From: Felix Kuehling <felix.kuehling@amd.com>
To: Zhu Lingshan <lingshan.zhu@amd.com>, alexander.deucher@amd.com
Cc: ray.huang@amd.com, amd-gfx@lists.freedesktop.org
Subject: Re: [PATCH V5 18/18] amdkfd: introduce new ioctl AMDKFD_IOC_CREATE_PROCESS
Date: Fri, 17 Oct 2025 19:55:29 -0400 [thread overview]
Message-ID: <b545b31e-26ff-4b7a-be86-312d9aa96e97@amd.com> (raw)
In-Reply-To: <20251017084222.54721-19-lingshan.zhu@amd.com>
[-- Attachment #1: Type: text/plain, Size: 6407 bytes --]
On 2025-10-17 04:42, Zhu Lingshan wrote:
> This commit implemetns a new ioctl AMDKFD_IOC_CREATE_PROCESS
> that creates a new secondary kfd_progress on the FD.
>
> To keep backward compatibility, userspace programs need to invoke
> this ioctl explicitly on a FD to create a secondary
> kfd_process which replacing its primary kfd_process.
>
> This commit bumps ioctl minor version.
>
> Signed-off-by: Zhu Lingshan<lingshan.zhu@amd.com>
> ---
> drivers/gpu/drm/amd/amdkfd/kfd_chardev.c | 41 ++++++++++++++++++++++++
> drivers/gpu/drm/amd/amdkfd/kfd_priv.h | 1 +
> drivers/gpu/drm/amd/amdkfd/kfd_process.c | 3 +-
> include/uapi/linux/kfd_ioctl.h | 8 +++--
> 4 files changed, 49 insertions(+), 4 deletions(-)
>
> diff --git a/drivers/gpu/drm/amd/amdkfd/kfd_chardev.c b/drivers/gpu/drm/amd/amdkfd/kfd_chardev.c
> index 7c02e8473622..8fe58526bc3a 100644
> --- a/drivers/gpu/drm/amd/amdkfd/kfd_chardev.c
> +++ b/drivers/gpu/drm/amd/amdkfd/kfd_chardev.c
> @@ -3140,6 +3140,44 @@ static int kfd_ioctl_set_debug_trap(struct file *filep, struct kfd_process *p, v
> return r;
> }
>
> +/* userspace programs need to invoke this ioctl explicitly on a FD to
> + * create a secondary kfd_process which replacing its primary kfd_process
> + */
> +static int kfd_ioctl_create_process(struct file *filep, struct kfd_process *p, void *data)
> +{
> + struct kfd_process *process;
> + int ret;
> +
> + if (!filep->private_data || !p)
> + return -EINVAL;
> +
> + if (p != filep->private_data)
> + return -EINVAL;
> +
> + /* Each FD owns only one kfd_process */
> + if (p->context_id != KFD_CONTEXT_ID_PRIMARY)
> + return -EINVAL;
> +
> + mutex_lock(&kfd_processes_mutex);
> + process = create_process(current, false);
> + mutex_unlock(&kfd_processes_mutex);
There could be race conditions between multiple threads calling this
ioctl on the same primary fd concurrently.

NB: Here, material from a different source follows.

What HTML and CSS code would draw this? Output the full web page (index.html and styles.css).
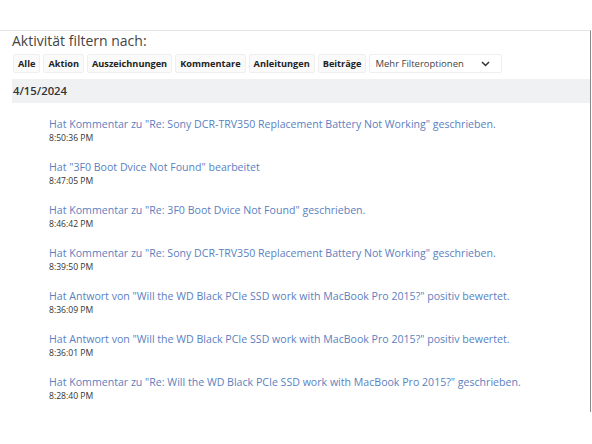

We could use the
kfd_processes_mutex to protect against this. You'd need to do some of
the above checks and the assignment to filep->private_data under the
lock to be safe, to allow only one thread to successfully create the
secondary context. I think this would work:
/* Atomically create the secondary context and assign it to filep->private_data */
mutex_lock(&kfd_processes_mutex);
if (p != filep->private_data) {
/* Another thread already created a secondary context */
mutex_unlock(&kfd_processes_mutex);
return -EINVAL;
}
secondary = create_process(current, false);
if (!IS_ERR(process))
filep->private_data = secondary;
mutex_unlock(&kfd_processes_mutex);
if (IS_ERR(secondary))
return PTR_ERR(secondary);
/* Release the process reference that was held by filep->private_data */
kfd_unref_process(p);
...
Regards,
Felix
> +
> + if (IS_ERR(process))
> + return PTR_ERR(process);
> +
> + /* Each open() increases kref of the primary kfd_process,
> + * so we need to reduce it here before we create a new secondary process replacing it
> + */
> + kfd_unref_process(p);
> +
> + filep->private_data = process;
> + ret = kfd_create_process_sysfs(process);
> + if (ret)
> + pr_warn("Failed to create sysfs entry for the kfd_process");
> +
> + return 0;
> +}
> +
> #define AMDKFD_IOCTL_DEF(ioctl, _func, _flags) \
> [_IOC_NR(ioctl)] = {.cmd = ioctl, .func = _func, .flags = _flags, \
> .cmd_drv = 0, .name = #ioctl}
> @@ -3258,6 +3296,9 @@ static const struct amdkfd_ioctl_desc amdkfd_ioctls[] = {
>
> AMDKFD_IOCTL_DEF(AMDKFD_IOC_DBG_TRAP,
> kfd_ioctl_set_debug_trap, 0),
> +
> + AMDKFD_IOCTL_DEF(AMDKFD_IOC_CREATE_PROCESS,
> + kfd_ioctl_create_process, 0),
> };
>
> #define AMDKFD_CORE_IOCTL_COUNT ARRAY_SIZE(amdkfd_ioctls)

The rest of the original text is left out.